Union honors workers who died over year


LEWISTON — About 150 labor advocates paid tribute to Maine workers who died or were injured on the job in 2009 at the fourth annual Workers Memorial Day observance and May Day breakfast Saturday morning at the Franco-American Heritage Center.

The event, hosted by the Western Maine Labor Council, AFL-CIO and Museum L-A, featured presentations of three awards.

Steven Emmons, coordinator of the two-year-old Restaurant Opportunities Center of Maine, accepted the Workers Solidarity Award, which recognized the group’s outstanding efforts to improve the lives of restaurant workers. 

Noting that restaurant workers include many young employees, Emmons said he was pleased to be among a new generation of labor organizers.

“I’ve been learning the connections we all have in labor movements,” he said.

Danny Fitzsimmons, a longtime union president at the Bates Mill and an advocate who helped fellow laid-off millworkers get back on their feet, received the Frances Perkins Award for his years of union service and for all of the support and assistance he gave to laid-off millworkers.

Gerry Dennison, a Museum L-A board member, presented the award to Fitzsimmons. Dennison was part of the Maine Department of Labor’s Rapid Response Team that went into the Bates Mill when it closed in January 2001 after 149 years. He and others went to talk to the remaining 100 workers on that last day.

“There was one person who stood out and had the respect of all of his co-workers,” Dennison said Saturday. “That was Danny Fitzsimmons, and we immediately hired Danny as a peer support worker.”

Fitzsimmons worked for about a year at the CareerCenter, helping with counseling, job development and placement, and job training. And he entered a training program to change careers. A call from his former boss, Fred Lebel, and his love of the textile industry soon brought him back to the mill and work at Maine Heritage Weavers as a loom technician.
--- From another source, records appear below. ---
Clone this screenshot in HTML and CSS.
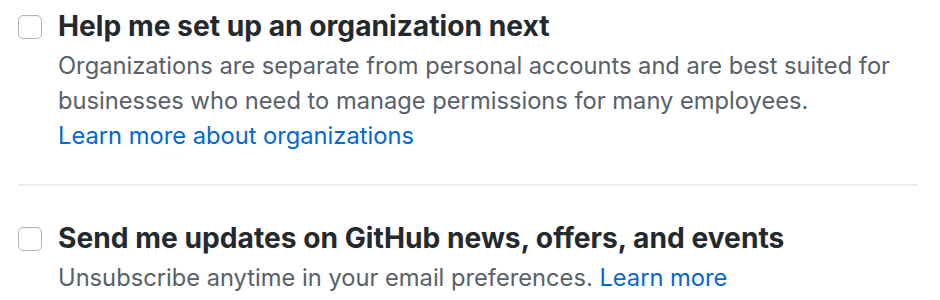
FILE: index.html
```html
<!DOCTYPE html>
<html lang="en">
<head>
    <meta charset="UTF-8">
    <title>Email preferences</title>
    <link rel="stylesheet" href="styles.css">
</head>
<body>
    <div class="prefs">
        <div class="pref-item">
            <input type="checkbox" class="pref-check" id="orgSetup">
            <div class="pref-body">
                <label for="orgSetup" class="pref-title">Help me set up an organization next</label>
                <p class="pref-note">
                    Organizations are separate from personal accounts and are best suited for
                    businesses who need to manage permissions for many employees.<br>
                    <a href="#">Learn more about organizations</a>
                </p>
            </div>
        </div>

        <div class="pref-item">
            <input type="checkbox" class="pref-check" id="newsUpdates">
            <div class="pref-body">
                <label for="newsUpdates" class="pref-title">Send me updates on GitHub news, offers, and events</label>
                <p class="pref-note">
                    Unsubscribe anytime in your email preferences. <a href="#">Learn more</a>
                </p>
            </div>
        </div>
    </div>
</body>
</html>
```

FILE: styles.css
```css
body {
    margin: 0;
    font-family: Inter, "Liberation Sans", sans-serif;
    background: #fff;
}
.prefs {
    width: 900px;
    padding: 8px 0 0 18px;
}
.pref-item {
    display: flex;
    gap: 16px;
    padding-bottom: 31px;
}
.pref-item + .pref-item {
    border-top: 2px solid #eaecef;
    padding-top: 34px;
    padding-bottom: 0;
}
.pref-check {
    appearance: none;
    flex: none;
    width: 24px;
    height: 24px;
    margin: 7px 0 0;
    border: 1px solid #b5b5b5;
    border-radius: 5px;
    background: #fff;
    box-shadow: inset 0 1px 1px rgba(0, 0, 0, 0.05);
}
.pref-body {
    flex: 1;
}
.pref-title {
    display: block;
    font-size: 28.2px;
    font-weight: 700;
    line-height: 36px;
    color: #24292e;
}
.pref-note {
    margin: 4px 0 0;
    font-size: 23.7px;
    line-height: 35px;
    color: #586069;
}
.pref-note a {
    color: #0366d6;
    text-decoration: none;
}
```
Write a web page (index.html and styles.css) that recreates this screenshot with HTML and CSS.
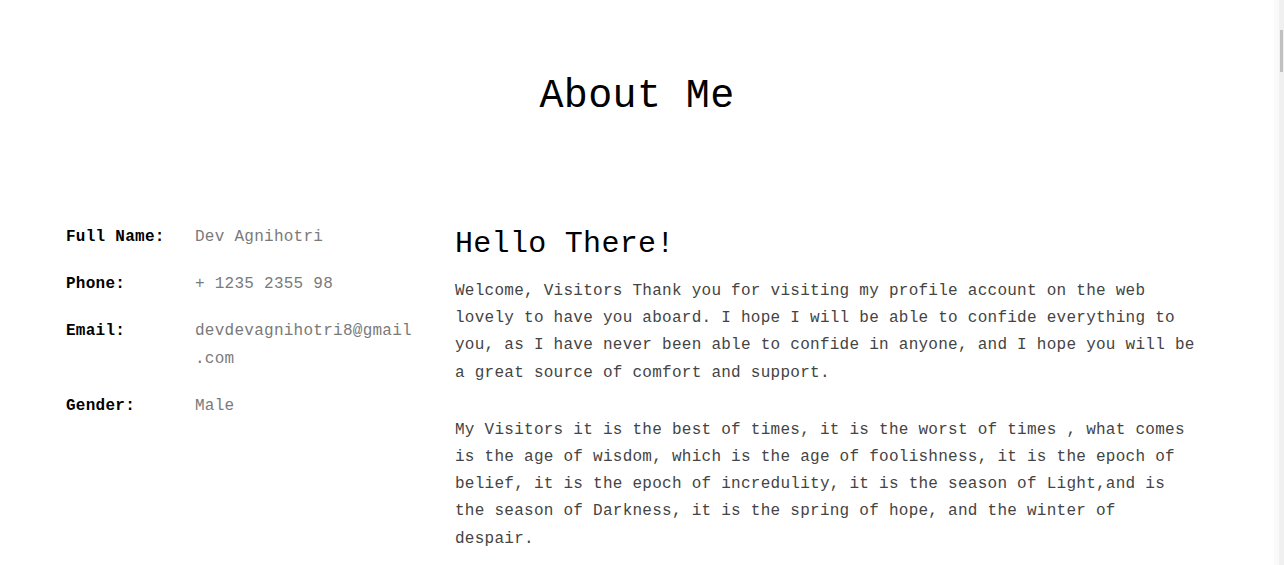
FILE: index.html
```html
<!DOCTYPE html>
<html lang="en">
<head>
<meta charset="utf-8">
<title>About Me</title>
<link rel="stylesheet" href="styles.css">
</head>
<body>
<div class="page">
  <section class="about">
    <h1 class="about-title">About Me</h1>
    <div class="about-body">
      <dl class="info">
        <div class="info-row"><dt>Full Name:</dt><dd>Dev Agnihotri</dd></div>
        <div class="info-row"><dt>Phone:</dt><dd>+ 1235 2355 98</dd></div>
        <div class="info-row"><dt>Email:</dt><dd>devdevagnihotri8@gmail.com</dd></div>
        <div class="info-row"><dt>Gender:</dt><dd>Male</dd></div>
      </dl>
      <div class="intro">
        <h2 class="intro-title">Hello There!</h2>
        <p>Welcome, Visitors Thank you for visiting my profile account on the web lovely to have you aboard. I hope I will be able to confide everything to you, as I have never been able to confide in anyone, and I hope you will be a great source of comfort and support.</p>
        <p>My Visitors it is the best of times, it is the worst of times , what comes is the age of wisdom, which is the age of foolishness, it is the epoch of belief, it is the epoch of incredulity, it is the season of Light,and is the season of Darkness, it is the spring of hope, and the winter of despair.</p>
      </div>
    </div>
  </section>
</div>
<div class="scrollbar" aria-hidden="true"><div class="scrollbar-thumb"></div></div>
</body>
</html>
```
FILE: styles.css
```css
body {
  margin: 0;
  padding-right: 10px;
  background: #fff;
  color: #000;
  font-family: "Liberation Mono", "DejaVu Sans Mono", monospace;
}
.about {
  padding-top: 73px;
}
.about-title {
  margin: 0;
  text-align: center;
  font-size: 40px;
  line-height: 48px;
  font-weight: 400;
  letter-spacing: 0.4px;
  color: #000;
}
.about-body {
  display: flex;
  gap: 40px;
  margin-top: 103px;
  padding-left: 66px;
}
.info {
  margin: 0;
  width: 349px;
  flex: none;
}
.info-row {
  display: flex;
  margin-bottom: 20px;
  font-size: 16px;
  line-height: 27.2px;
  letter-spacing: 0.26px;
}
.info-row dt {
  width: 129px;
  flex: none;
  font-weight: 700;
  color: #000;
}
.info-row dd {
  margin: 0;
  width: 222px;
  overflow-wrap: anywhere;
  color: #7a7a7a;
}
.intro {
  width: 745px;
  flex: none;
  margin-top: 2px;
}
.intro-title {
  margin: 0 0 16px;
  font-size: 30px;
  line-height: 36px;
  font-weight: 400;
  letter-spacing: 0.3px;
  color: #000;
}
.intro p {
  margin: 0 0 30px;
  font-size: 16px;
  line-height: 27.2px;
  letter-spacing: 0.26px;
  color: #444;
}
.scrollbar {
  position: fixed;
  top: 0;
  right: 0;
  bottom: 0;
  width: 10px;
  display: flex;
  background: linear-gradient(to right, #fafafa 0, #fafafa 5px, #f0f0f0 5px, #f0f0f0 100%);
}
.scrollbar-thumb {
  margin: 30px 1px 0 6px;
  width: 3px;
  height: 42px;
  background: #c1c1c1;
}
```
Dennison said, “People like Danny Fitzsimmons and Fred Lebel and others have kept the Bates textile legacy alive with Maine Heritage Weavers.”

Ed Gorham, past president of Maine AFL-CIO, received the Bruce D. Roy Solidarity Award for his years of service to the labor movement in Maine.

Speakers emphasized the importance of reclaiming the original meaning of International May Day, which has a 127-year history.

As attendees rose to their feet in silent tribute to the 29 West Virginia miners recently killed in a mine explosion, the Lewiston Fire Department Honor Guard entered. They stood at attention holding flags and fire axes as the names of 33 Maine workers who had died on the job in the past year were read. A bell was sounded for each name and a member of the audience held up a card with the deceased person’s name.

In opening remarks, Western Maine Labor Council President Don Bilodeau called the gathering “a solemn, yet celebratory event.” He said objectives of the May Day breakfast included renewal of commitments for stronger policies protecting workers’ health and safety and celebrating the accomplishments, movements and local history of working people and labor unions.

Rachel Desgrosseilliers, executive director of Museum L-A, said about 1,400 children learned about the heritage of workers in textile mills, shoe factories and brickyards in the Twin Cities through field trips to the museum last year.

“It’s amazing to see their reactions to what work was and still is,” Desgrosseilliers said.

She also reported that rapid progress is being made in the move of the organization and its exhibits to the historic Camden Yarns building adjacent to Simard-Payne Police Memorial Park.

Musician Dave Rowe presented a solo labor concert in the Franco-American Heritage Center concert hall and Marty Perlutter, who counsels and assists laid-off workers, read a poem he wrote about losing a job after 20 years of dedication.